## Entries with page source code
-- START --
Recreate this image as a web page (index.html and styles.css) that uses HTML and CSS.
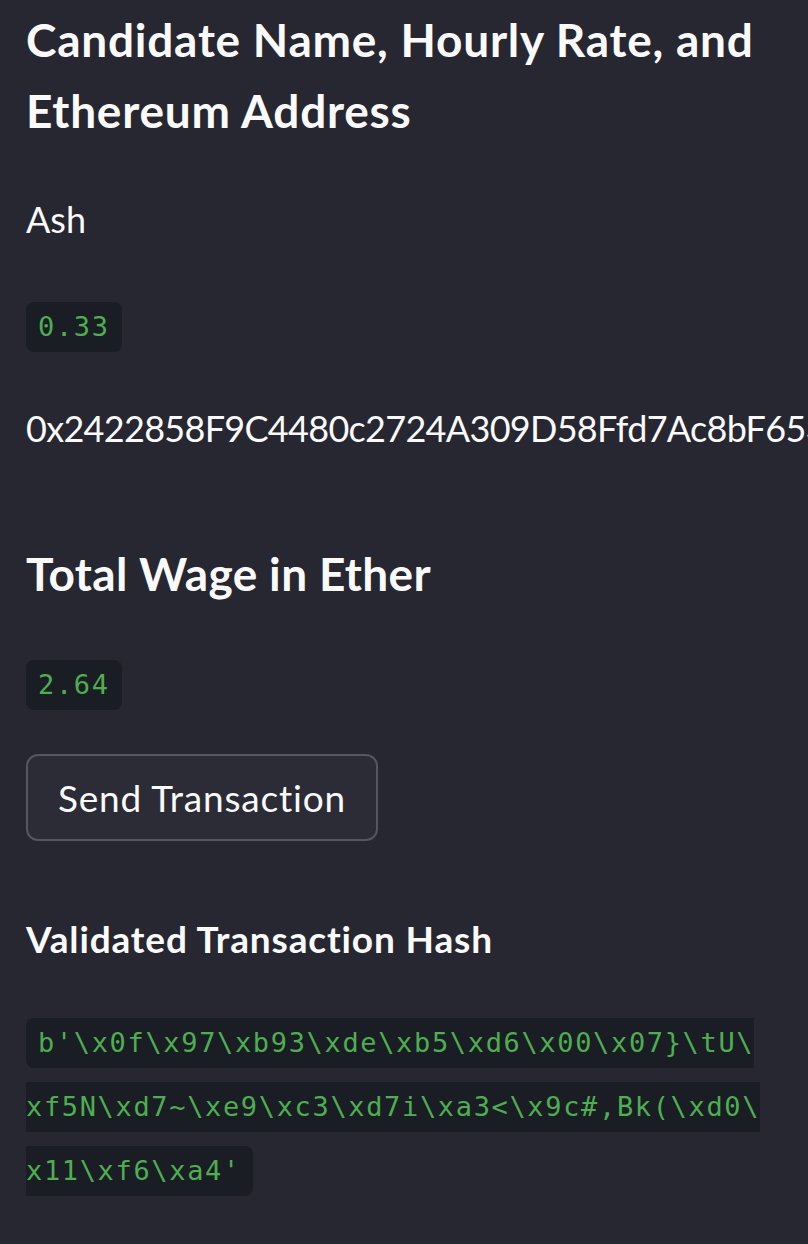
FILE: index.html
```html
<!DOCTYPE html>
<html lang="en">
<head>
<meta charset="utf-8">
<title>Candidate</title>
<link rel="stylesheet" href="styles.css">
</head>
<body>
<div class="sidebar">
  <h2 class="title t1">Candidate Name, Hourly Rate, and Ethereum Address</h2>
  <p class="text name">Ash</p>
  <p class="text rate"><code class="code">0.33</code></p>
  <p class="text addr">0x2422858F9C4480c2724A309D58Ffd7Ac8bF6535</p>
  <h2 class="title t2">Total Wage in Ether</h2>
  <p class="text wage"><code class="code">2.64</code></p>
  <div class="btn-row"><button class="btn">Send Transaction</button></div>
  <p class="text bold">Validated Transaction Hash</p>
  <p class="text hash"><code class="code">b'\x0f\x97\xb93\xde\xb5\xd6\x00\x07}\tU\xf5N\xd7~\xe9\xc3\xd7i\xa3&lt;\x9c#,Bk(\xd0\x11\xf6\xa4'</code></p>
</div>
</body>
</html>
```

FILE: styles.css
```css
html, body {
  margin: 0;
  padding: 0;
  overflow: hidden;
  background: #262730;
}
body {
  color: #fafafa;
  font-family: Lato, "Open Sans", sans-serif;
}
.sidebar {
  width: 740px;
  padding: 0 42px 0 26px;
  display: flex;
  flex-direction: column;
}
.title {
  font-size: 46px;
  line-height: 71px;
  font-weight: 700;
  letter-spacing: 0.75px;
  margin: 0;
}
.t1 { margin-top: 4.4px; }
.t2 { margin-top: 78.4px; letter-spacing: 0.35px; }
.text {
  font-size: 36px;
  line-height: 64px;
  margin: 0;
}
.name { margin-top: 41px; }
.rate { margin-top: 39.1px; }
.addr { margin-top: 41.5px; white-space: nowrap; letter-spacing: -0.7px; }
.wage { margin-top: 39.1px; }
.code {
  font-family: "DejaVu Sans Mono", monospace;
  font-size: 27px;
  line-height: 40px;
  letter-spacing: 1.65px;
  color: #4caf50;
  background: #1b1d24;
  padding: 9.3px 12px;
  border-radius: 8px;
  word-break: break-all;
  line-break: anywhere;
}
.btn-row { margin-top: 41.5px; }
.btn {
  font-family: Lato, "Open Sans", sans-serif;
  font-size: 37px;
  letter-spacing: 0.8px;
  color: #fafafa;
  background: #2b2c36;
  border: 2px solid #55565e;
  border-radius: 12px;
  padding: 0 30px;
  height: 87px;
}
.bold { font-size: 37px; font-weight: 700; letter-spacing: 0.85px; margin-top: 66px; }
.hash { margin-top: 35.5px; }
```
-- END --
-- START --
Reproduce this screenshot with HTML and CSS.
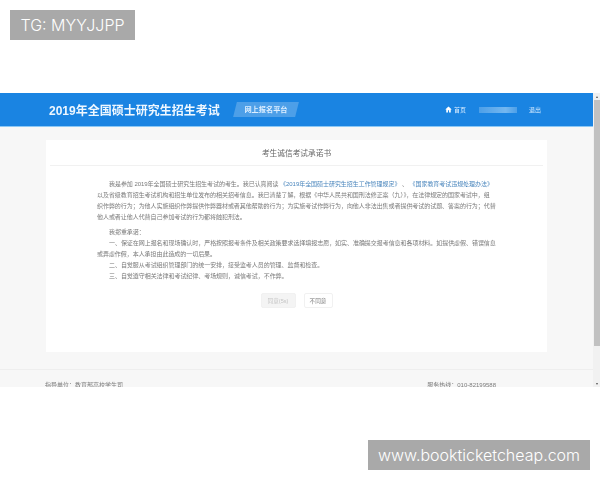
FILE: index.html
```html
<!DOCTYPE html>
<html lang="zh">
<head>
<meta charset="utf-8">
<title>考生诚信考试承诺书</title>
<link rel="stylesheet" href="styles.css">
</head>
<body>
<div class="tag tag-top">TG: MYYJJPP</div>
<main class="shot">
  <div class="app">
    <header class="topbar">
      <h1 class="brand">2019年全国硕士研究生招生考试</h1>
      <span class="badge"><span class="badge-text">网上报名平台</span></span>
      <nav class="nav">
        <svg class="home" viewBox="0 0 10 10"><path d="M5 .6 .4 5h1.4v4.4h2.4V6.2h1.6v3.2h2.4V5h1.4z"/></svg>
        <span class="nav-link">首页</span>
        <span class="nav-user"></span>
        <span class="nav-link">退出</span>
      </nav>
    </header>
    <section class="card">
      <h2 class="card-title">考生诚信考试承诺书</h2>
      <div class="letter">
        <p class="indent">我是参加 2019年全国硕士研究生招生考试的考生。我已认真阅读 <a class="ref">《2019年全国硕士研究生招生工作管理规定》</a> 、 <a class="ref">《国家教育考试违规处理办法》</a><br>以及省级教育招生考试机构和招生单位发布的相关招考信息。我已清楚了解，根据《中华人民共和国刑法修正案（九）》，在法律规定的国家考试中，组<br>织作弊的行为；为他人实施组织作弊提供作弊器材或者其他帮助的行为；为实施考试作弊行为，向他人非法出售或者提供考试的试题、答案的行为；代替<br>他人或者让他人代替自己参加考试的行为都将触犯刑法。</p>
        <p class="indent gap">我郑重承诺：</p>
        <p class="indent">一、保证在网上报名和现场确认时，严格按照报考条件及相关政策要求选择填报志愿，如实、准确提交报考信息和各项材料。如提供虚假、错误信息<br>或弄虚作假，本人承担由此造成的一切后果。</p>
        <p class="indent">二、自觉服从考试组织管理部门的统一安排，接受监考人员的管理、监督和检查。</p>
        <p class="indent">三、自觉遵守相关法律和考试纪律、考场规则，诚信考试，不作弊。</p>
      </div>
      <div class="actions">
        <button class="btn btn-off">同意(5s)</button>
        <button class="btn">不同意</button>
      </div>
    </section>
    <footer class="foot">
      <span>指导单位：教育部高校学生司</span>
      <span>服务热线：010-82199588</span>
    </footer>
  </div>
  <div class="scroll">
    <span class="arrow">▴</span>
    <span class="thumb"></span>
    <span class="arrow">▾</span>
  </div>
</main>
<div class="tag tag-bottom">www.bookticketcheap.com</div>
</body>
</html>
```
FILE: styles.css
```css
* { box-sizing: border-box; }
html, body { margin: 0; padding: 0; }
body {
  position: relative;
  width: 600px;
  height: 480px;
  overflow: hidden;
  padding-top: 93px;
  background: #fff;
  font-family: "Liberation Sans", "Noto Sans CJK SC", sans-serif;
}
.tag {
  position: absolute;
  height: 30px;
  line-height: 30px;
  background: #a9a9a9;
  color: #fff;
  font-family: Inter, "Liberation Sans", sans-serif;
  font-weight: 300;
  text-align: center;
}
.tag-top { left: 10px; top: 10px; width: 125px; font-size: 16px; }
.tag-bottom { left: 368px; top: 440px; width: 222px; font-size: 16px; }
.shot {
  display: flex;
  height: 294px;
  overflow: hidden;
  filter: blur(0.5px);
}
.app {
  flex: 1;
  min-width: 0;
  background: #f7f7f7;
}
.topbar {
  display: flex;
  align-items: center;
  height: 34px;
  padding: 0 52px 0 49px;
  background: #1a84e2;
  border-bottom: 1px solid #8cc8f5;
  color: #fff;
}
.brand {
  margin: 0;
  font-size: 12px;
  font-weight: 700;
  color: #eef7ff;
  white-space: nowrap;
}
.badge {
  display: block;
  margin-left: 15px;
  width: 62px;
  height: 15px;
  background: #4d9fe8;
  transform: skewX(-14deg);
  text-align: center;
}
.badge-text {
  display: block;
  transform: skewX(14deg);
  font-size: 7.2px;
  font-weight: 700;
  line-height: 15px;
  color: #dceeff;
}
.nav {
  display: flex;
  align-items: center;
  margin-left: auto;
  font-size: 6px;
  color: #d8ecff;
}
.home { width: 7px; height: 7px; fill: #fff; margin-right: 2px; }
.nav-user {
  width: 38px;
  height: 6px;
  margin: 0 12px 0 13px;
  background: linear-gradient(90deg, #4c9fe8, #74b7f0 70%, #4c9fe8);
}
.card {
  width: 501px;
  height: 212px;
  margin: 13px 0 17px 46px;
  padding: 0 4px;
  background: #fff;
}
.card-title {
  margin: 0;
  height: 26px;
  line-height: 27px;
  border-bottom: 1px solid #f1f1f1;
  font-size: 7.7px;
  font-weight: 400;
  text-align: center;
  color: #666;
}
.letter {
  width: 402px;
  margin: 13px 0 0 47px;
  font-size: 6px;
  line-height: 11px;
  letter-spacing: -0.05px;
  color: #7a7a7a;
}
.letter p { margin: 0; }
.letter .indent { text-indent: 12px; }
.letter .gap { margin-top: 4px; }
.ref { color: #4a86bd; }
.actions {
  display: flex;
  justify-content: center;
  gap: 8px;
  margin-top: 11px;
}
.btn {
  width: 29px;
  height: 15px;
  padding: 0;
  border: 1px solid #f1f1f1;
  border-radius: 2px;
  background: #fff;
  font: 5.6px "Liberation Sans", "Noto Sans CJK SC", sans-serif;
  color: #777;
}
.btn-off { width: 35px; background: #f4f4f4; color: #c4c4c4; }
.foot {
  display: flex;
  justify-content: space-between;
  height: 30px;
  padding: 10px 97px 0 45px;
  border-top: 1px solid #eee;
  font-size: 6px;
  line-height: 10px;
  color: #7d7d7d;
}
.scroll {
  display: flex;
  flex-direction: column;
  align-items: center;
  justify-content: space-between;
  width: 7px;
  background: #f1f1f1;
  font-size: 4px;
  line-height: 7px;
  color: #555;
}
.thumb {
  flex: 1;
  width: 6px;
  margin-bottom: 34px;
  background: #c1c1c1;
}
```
-- END --
-- START --
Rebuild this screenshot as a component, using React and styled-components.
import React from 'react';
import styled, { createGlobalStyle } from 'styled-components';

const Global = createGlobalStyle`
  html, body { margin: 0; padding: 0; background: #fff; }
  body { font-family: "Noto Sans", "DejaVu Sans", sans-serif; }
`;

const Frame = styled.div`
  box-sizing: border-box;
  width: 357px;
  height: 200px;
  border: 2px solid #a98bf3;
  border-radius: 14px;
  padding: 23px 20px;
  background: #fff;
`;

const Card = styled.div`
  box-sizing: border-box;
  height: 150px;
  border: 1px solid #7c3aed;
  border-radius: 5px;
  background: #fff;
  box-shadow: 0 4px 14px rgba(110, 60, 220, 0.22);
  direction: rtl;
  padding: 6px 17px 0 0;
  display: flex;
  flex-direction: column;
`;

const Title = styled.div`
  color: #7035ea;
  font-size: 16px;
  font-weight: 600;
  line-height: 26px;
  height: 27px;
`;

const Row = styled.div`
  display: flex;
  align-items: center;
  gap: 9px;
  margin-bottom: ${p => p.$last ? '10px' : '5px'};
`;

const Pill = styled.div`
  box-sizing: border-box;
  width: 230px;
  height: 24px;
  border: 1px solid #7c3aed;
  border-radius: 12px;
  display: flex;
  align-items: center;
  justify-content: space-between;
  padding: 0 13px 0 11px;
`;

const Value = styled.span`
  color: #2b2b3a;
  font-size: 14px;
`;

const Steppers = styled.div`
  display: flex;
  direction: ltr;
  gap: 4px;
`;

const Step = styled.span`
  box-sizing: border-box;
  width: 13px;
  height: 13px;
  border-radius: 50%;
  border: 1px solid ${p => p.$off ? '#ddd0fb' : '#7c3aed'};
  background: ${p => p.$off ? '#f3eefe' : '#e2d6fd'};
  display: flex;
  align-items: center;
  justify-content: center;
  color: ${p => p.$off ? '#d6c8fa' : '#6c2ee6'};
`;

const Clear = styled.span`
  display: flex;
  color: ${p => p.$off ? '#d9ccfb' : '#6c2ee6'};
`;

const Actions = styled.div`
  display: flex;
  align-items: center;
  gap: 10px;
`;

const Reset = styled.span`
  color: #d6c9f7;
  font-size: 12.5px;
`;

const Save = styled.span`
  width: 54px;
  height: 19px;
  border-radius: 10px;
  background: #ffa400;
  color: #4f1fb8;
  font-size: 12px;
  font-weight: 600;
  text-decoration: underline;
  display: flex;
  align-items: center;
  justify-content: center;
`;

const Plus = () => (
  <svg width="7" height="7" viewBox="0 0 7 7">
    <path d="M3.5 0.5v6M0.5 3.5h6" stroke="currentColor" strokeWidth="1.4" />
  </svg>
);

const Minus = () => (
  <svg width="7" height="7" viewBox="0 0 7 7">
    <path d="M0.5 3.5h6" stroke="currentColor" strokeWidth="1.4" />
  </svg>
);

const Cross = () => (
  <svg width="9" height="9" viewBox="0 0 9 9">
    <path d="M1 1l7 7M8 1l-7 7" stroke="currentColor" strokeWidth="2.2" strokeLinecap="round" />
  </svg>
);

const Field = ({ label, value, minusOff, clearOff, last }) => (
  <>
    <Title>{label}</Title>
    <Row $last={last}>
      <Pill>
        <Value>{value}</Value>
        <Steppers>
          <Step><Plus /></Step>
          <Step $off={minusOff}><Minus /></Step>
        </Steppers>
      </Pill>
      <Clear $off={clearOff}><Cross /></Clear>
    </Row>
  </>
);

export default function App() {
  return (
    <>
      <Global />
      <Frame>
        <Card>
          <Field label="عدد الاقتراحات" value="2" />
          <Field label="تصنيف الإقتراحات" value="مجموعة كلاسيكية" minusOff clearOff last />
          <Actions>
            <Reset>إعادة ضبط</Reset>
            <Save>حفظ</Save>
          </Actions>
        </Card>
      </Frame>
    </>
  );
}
-- END --
Set out every line from the material that contains the string "this".

## TASK RESULT
Recreate this image as a web page (index.html and styles.css) that uses HTML and CSS.
Reproduce this screenshot with HTML and CSS.
Rebuild this screenshot as a component, using React and styled-components.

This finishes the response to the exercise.